Statement executed successfully.

Now that we have our objects lets add the postgres connector to our deployment. Navigate to openflow in the navbar.

If you get the error 'Invalid consent request' or 'TOTP Invalid'

You will have to change your default role to a role that is not an admin role. Example default would be public.

Launch openflow and login.

From there we can switch to the deployment where we can see our deployment and that it's active. If you don't have a deployment use either SPCS or AWS to deploy your Opeflow instance.

Next we'll head to runtime and click " + Create Runtime".

Note

External access will only show up if your on a SPCS deployment.

We'll then select our runtime, give it a name, select accountadmin as the role and if your on SPCS your external access integration.

Once your runtime is active and ready to go. We can head to overview and add the connector.

Lets search postgres and click install.

We'll select our runtime and click add.

Next head to runtime and select your runtime if not already in it.

Once in we'll want to right click the process group and select paramaters.

Paramaters

Now that we are in paramaters we can break it into 3 sections those being destination, Ingestion and Source.

Destination

Lets click the three dots of our destination and click edit.

Now we can select either note option below based on our deployment.

If your using SPCS deployment

As an example we'll click the three dots and click edit.

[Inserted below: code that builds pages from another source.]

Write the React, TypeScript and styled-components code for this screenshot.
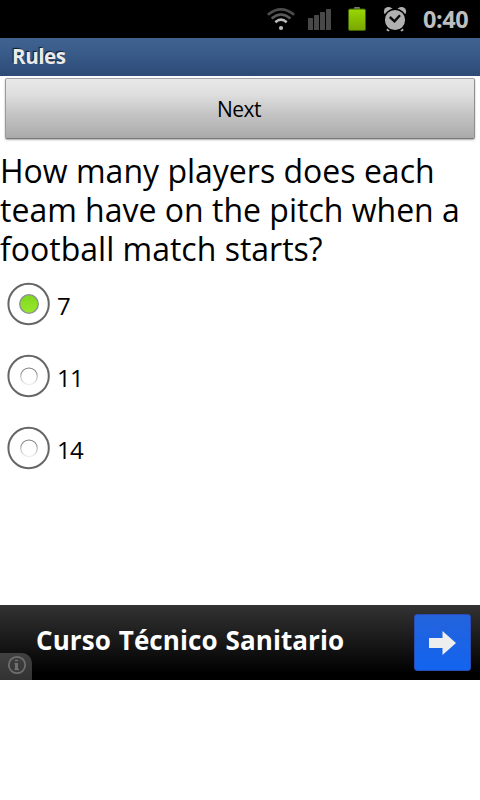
import React, { useState } from "react";
import styled, { createGlobalStyle } from "styled-components";

const Global = createGlobalStyle`
  * { box-sizing: border-box; }
  body { margin: 0; background: #fff; font-family: "Open Sans", "Noto Sans", sans-serif; }
`;

const Screen = styled.div`
  width: 480px;
  height: 800px;
  display: flex;
  flex-direction: column;
  overflow: hidden;
  background: #fff;
  color: #000;
`;

const StatusBar = styled.header`
  height: 38px;
  flex: none;
  display: flex;
  align-items: flex-start;
  background: #000;
  padding-left: 262px;
`;

const Clock = styled.time`
  margin-left: 13px;
  line-height: 39px;
  font-size: 23.5px;
  font-weight: 700;
  letter-spacing: -0.4px;
  color: #bebebe;
`;

const TitleBar = styled.div`
  height: 38px;
  flex: none;
  padding-left: 12px;
  line-height: 37px;
  font-size: 20.5px;
  font-weight: 700;
  letter-spacing: -0.4px;
  color: #ebebeb;
  text-shadow: -1px -1px 1px #101a28;
  background: linear-gradient(#3f6391, #385a88 45%, #2c4b76);
`;

const NextButton = styled.button`
  display: block;
  flex: none;
  height: 61px;
  margin: 2px 5px 0;
  padding: 1px 2px 0 0;
  border: 1px solid #999;
  border-color: #a3a3a3 #8f8f8f #777 #999;
  border-radius: 2px;
  background: linear-gradient(#e8e8e8, #dfdfdf 25%, #c4c4c4 60%, #aaa);
  box-shadow: 0 1px 2px #aaa;
  font: 21px "Open Sans", sans-serif;
  letter-spacing: -0.5px;
  color: #000;
`;

const Question = styled.div`
  margin-top: 12px;
  height: 118px;
  flex: none;
`;

const Line = styled.div`
  width: max-content;
  height: 39px;
  line-height: 39px;
  font-size: 33px;
  white-space: nowrap;
  transform: scaleX(0.97);
  transform-origin: left;
`;

const Options = styled.div`
  margin-top: -1px;
  display: flex;
  flex-direction: column;
`;

const Option = styled.button`
  height: 72px;
  display: flex;
  padding: 0 0 0 7px;
  border: 0;
  background: none;
  font: 24px "Open Sans", sans-serif;
  color: #000;
  align-items: center;
`;

const OptionText = styled.span`
  margin: 3px 0 0 6px;
  letter-spacing: -0.6px;
`;

const Spacer = styled.div`
  flex: 1;
`;

const Ad = styled.div`
  position: relative;
  height: 75px;
  flex: none;
  margin-bottom: 120px;
  display: flex;
  align-items: center;
  justify-content: space-between;
  padding: 0 9px 0 36px;
  background: linear-gradient(#333, #000 92%);
`;

const AdText = styled.strong`
  margin-top: -5px;
  font-size: 26px;
  line-height: 36px;
  font-weight: 700;
  white-space: nowrap;
  letter-spacing: 0.1px;
  word-spacing: 0.9px;
  color: #fff;
`;

const AdArrow = styled.span`
  width: 57px;
  height: 57px;
  border: 1px solid #2a4cb4;
  border-radius: 3px;
  background: linear-gradient(#2463dc, #1264ef);
  display: flex;
`;

const InfoBadge = styled.span`
  position: absolute;
  left: 0;
  bottom: 0;
  width: 32px;
  height: 27px;
  border-top-right-radius: 10px;
  background: linear-gradient(#414141, #323232);
  display: flex;
`;

function StatusIcons() {
  return (
    <svg width="148" height="38" viewBox="262 0 148 38" fill="none">
      <defs>
        <linearGradient id="charge" x1="0" y1="0" x2="0" y2="1">
          <stop offset="0" stopColor="#98d800" />
          <stop offset="1" stopColor="#78a600" />
        </linearGradient>
      </defs>
      <g strokeWidth="2.6">
        <path d="M267.8 14.8Q281 3.800 294.200 14.800" stroke="#4c4c4c" />
        <path d="M271.600 18.500Q281 10.500 290.400 18.500" stroke="#5a5a5a" />
        <path d="M275.300 22.200Q281 17.200 286.700 22.200" stroke="#bababa" />
      </g>
      <circle cx="281" cy="28" r="2.1" fill="#bababa" />
      <g fill="#484848">
        <rect x="308" y="18" width="5" height="12" rx="0.5" />
        <rect x="314" y="15" width="5" height="15" rx="0.5" />
        <rect x="320" y="12" width="5" height="18" rx="0.5" />
        <rect x="326" y="9" width="5" height="21" rx="0.5" />
      </g>
      <rect x="354" y="7" width="6" height="3" rx="1" fill="#777" />
      <rect x="348.500" y="9" width="17" height="21.500" rx="1.500" fill="url(#charge)" stroke="#3f6200" />
      <g fill="#b0b0b0">
        <circle cx="388.500" cy="11.500" r="4.600" />
        <circle cx="401.500" cy="11.500" r="4.600" />
        <path d="M387.500 26L391 29L388.500 31.500L386.500 30.500ZM402.500 26L399 29L401.500 31.500L403.500 30.500Z" />
        <circle cx="395" cy="20" r="10.800" stroke="#000" strokeWidth="1.400" />
      </g>
      <path d="M389.800 17L394.500 21.300L400 15.300" stroke="#080808" strokeWidth="2.400" />
    </svg>
  );
}

function RadioMark({ checked }: { checked: boolean }) {
  return (
    <svg width="44" height="44" viewBox="0 0 44 44" fill="none">
      <defs>
        <linearGradient id="hole" x1="0" y1="0" x2="0" y2="1">
          <stop offset="0" stopColor="#777" />
          <stop offset="0.5" stopColor="#bbb" />
          <stop offset="1" stopColor="#eee" />
        </linearGradient>
        <linearGradient id="lit" x1="0" y1="0" x2="0" y2="1">
          <stop offset="0" stopColor="#80d81e" />
          <stop offset="1" stopColor="#98e72c" />
        </linearGradient>
      </defs>
      <circle cx="21.600" cy="22" r="20.200" stroke="#666" strokeWidth="2" />
      {checked ? (
        <circle cx="22" cy="22" r="9.300" fill="url(#lit)" stroke="#8b8e96" strokeWidth="1.300" />
      ) : (
        <circle cx="22" cy="22.300" r="8.300" stroke="url(#hole)" strokeWidth="1.200" />
      )}
    </svg>
  );
}

const lines = ["How many players does each", "team have on the pitch when a", "football match starts?"];
const answers = ["7", "11", "14"];

export default function App() {
  const [selected, setSelected] = useState("7");
  return (
    <Screen>
      <Global />
      <StatusBar>
        <StatusIcons />
        <Clock>0:40</Clock>
      </StatusBar>
      <TitleBar>Rules</TitleBar>
      <NextButton>Next</NextButton>
      <Question>
        {lines.map((line) => (
          <Line key={line}>{line}</Line>
        ))}
      </Question>
      <Options role="radiogroup">
        {answers.map((a) => (
          <Option key={a} role="radio" aria-checked={a === selected} onClick={() => setSelected(a)}>
            <RadioMark checked={a === selected} />
            <OptionText>{a}</OptionText>
          </Option>
        ))}
      </Options>
      <Spacer />
      <Ad>
        <AdText>Curso Técnico Sanitario</AdText>
        <AdArrow>
          <svg width="55" height="55" viewBox="0 0 55 55">
            <path d="M14 23H27.500V16L41 28L27.500 40V33H14Z" fill="#eee" />
          </svg>
        </AdArrow>
        <InfoBadge>
          <svg width="32" height="27" viewBox="0 0 32 27" fill="none" stroke="#707070">
            <circle cx="17" cy="12" r="8.200" strokeWidth="1.700" />
            <path d="M16.500 10V17" strokeWidth="3" />
            <path d="M14.500 10.700H17M14.500 16.500H19M15 7.500H18" strokeWidth="1.600" />
          </svg>
        </InfoBadge>
      </Ad>
    </Screen>
  );
}
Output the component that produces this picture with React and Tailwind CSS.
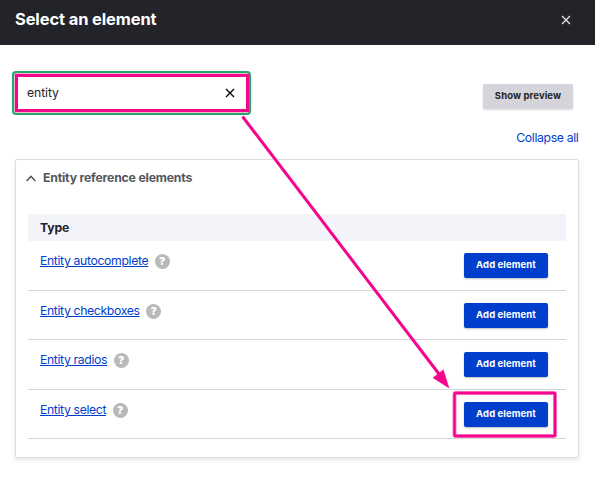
const rows = [
  { name: 'Entity autocomplete', height: 'h-[50px]' },
  { name: 'Entity checkboxes', height: 'h-[49px]' },
  { name: 'Entity radios', height: 'h-[50px]' },
  { name: 'Entity select', height: 'h-[49px]' },
];

function Cross({ className }) {
  return (
    <svg className={className} viewBox="0 0 10 10" fill="none" stroke="currentColor" strokeWidth="1.3">
      <path d="M1 1l8 8M9 1L1 9" />
    </svg>
  );
}

function Row({ name, height }) {
  return (
    <div className={`${height} flex items-start justify-between border-b border-[#d3d4d9] pl-3 pr-[18px] pt-3`}>
      <div className="flex items-start">
        <a href="#" className="text-[12.25px] leading-4 tracking-[-0.37px] text-[#003ecc] underline decoration-1 underline-offset-1">{name}</a>
        <span className="ml-[6.5px] mt-[1px] flex size-[15px] items-center justify-center rounded-full bg-[#b9b9b9] pt-px text-[10.5px] font-black leading-none text-white">?</span>
      </div>
      <button className="h-[25px] w-[84px] rounded-[2px] bg-[#003ecc] pb-[2px] text-[9.5px] font-bold leading-none tracking-[0.1px] text-white shadow-[0_1px_2px_rgba(0,0,0,0.25)]">Add element</button>
    </div>
  );
}

export default function App() {
  return (
    <div className="relative flex h-[480px] w-[595px] flex-col overflow-hidden whitespace-nowrap bg-white font-['Inter',sans-serif] text-[#232429]">
      <header className="flex h-[45px] shrink-0 items-start justify-between bg-[#232429] pl-[15px] pr-[24px] pt-[9px] text-white">
        <h1 className="text-[16.5px] font-bold leading-5 tracking-[-0.13px]">Select an element</h1>
        <Cross className="mt-[6px] size-[10px] text-[#e6e6e8]" />
      </header>

      <div className="mt-[26px] flex h-[45px] shrink-0 items-start justify-between pl-[11.5px] pr-[22px]">
        <div className="h-[44px] w-[239.5px] rounded-[4px] border-2 border-[#26a769] bg-[#f3b6d2] py-px pl-px">
          <div className="flex h-full items-center justify-between border-[3px] border-[#f5058c] bg-white pl-[9.5px] pr-[11px]">
            <span className="text-[12.25px] leading-4 tracking-[-0.1px]">entity</span>
            <Cross className="size-[10px] text-black" />
          </div>
        </div>
        <button className="mt-[13px] h-[25px] w-[90px] rounded-[2px] bg-[#d4d4da] pb-[2px] text-[9.5px] font-bold leading-none tracking-[0.1px] shadow-[0_1px_2px_rgba(0,0,0,0.15)]">Show preview</button>
      </div>

      <div className="mt-[14px] flex h-[29px] shrink-0 justify-end pr-[16.5px]">
        <a href="#" className="text-[12.25px] leading-4 tracking-[-0.35px] text-[#003ecc]">Collapse all</a>
      </div>

      <section className="ml-[15px] h-[299px] w-[564px] shrink-0 rounded-[2px] border border-[#dedfe4] px-3 shadow-[0_2px_4px_rgba(0,0,0,0.1)]">
        <div className="-ml-[2px] flex h-[54px] items-start pt-[10px] text-[#55565b]">
          <svg className="mt-[5px] h-[7px] w-[10px]" viewBox="0 0 10 7" fill="none" stroke="currentColor" strokeWidth="1.5">
            <path d="M.6 6L5 1.4 9.4 6" />
          </svg>
          <h2 className="ml-[7px] text-[12.25px] font-bold leading-4 tracking-[-0.2px]">Entity reference elements</h2>
        </div>
        <div className="flex h-[27px] items-center bg-[#f3f4f9] pl-3 pt-px text-[12.25px] font-bold leading-4 tracking-[-0.2px]">Type</div>
        {rows.map((row) => <Row key={row.name} {...row} />)}
      </section>

      <svg className="pointer-events-none absolute left-0 top-0 h-[480px] w-[595px]" viewBox="0 0 595 480" fill="none">
        <path d="M242.5 116.500L439 374" stroke="#f5058c" strokeWidth="3" />
        <path d="M449 388L433 377.800L443.300 369.800Z" fill="#f5058c" stroke="#f5058c" strokeWidth=".5" />
        <rect x="454.500" y="393" width="100.500" height="43" rx="1" stroke="#f5058c" strokeOpacity=".5" strokeWidth="4" />
        <rect x="454.500" y="393" width="100.500" height="43" rx="1" stroke="#f5058c" strokeWidth="2.400" />
      </svg>
    </div>
  );
}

We'll put the database, schema, role and warehouse.

One special paramter is the "Snowflake Authentication Strategy" with container service you can put in "SNOWFLAKE_SESSION_TOKEN" and it will not require a key_pair.

This is an example input if you used the configurations given at the beginning of the tutorial.

If your using AWS deployemnt

These are the paramaters you'll need to be filled out. We will see how to get them below.

To get the Snowflake Account Identifier, you'll go to the bottom left of the homepage and click account details.

You'll copy your account identifier and paste it in openflow.

Next to get your key we'll have to generate a public and private key and apply it to our user. To generate the key run this bash script.

Code Result

openssl genrsa 2048 > rsa_key_pkcs1.pem
openssl pkcs8 -topk8 -inform PEM -in rsa_key_pkcs1.pem -out rsa_key.p8 -nocrypt
openssl rsa -in rsa_key_pkcs1.pem -pubout -out rsa_key.pub

rsa_key_pkcs1.pem
rsa_key.p8
rsa_key.pub

This will generate three file. We will apply the content of the .pub file to our Snowflake user using the alter user command.

Code Example Result

alter user danielwilczak set rsa_public_key='PUBLIC KEY';

alter user danielwilczak set rsa_public_key='MIIBIjANBgkqhki...6VIhVnTviwDXXcm558uMrJQIDAQAB';

Statement executed successfully.

Now that we have our public key on our user we'll move to uploading the .pem file to openflow.

Click the upload button.

Click the upload button again and select your .pem file.

Once uploaded select the key and click "ok". Then fill out the remaing fields and click apply.

Ingestion

For this section it's all about selecting what data you want and how often you want the warehouse to merge the changes into the final table. In my case I'll use the regex expression replicate\..* to grab all tables from the replicate schema. It's a comma seperated list if you want multiple tables or multuple schemas.

Source

Next we'll head to the final paramater source. We'll first edit the connection URL.

The format here is as shown below:

Code Example

1	`jdbc:postgresql://<DATABASE URL>:5432/<Database Name>`

1	`jdbc:postgresql://danielwilczak.cdqmaq86m7gc.us-west-2.rds.amazonaws.com:5432/daniel`

Next we'll want to download the JDBC Driver for our database. I used the Java 8 version.

We'll head back to openflow and upload our driver.

Click upload again in the next window.

Once uploaded you can select your driver and click "ok".

Finally you'll put in your postgres password, username, publication name, and replication slot name. Click Apply.

Run

Finally we can run our connector. Head back to the process group.

Right click the process group again and click "Enable all controller services" and click start.

Now if you don't get any errors you can go back to Snowflake and find your shema with your tables loaded.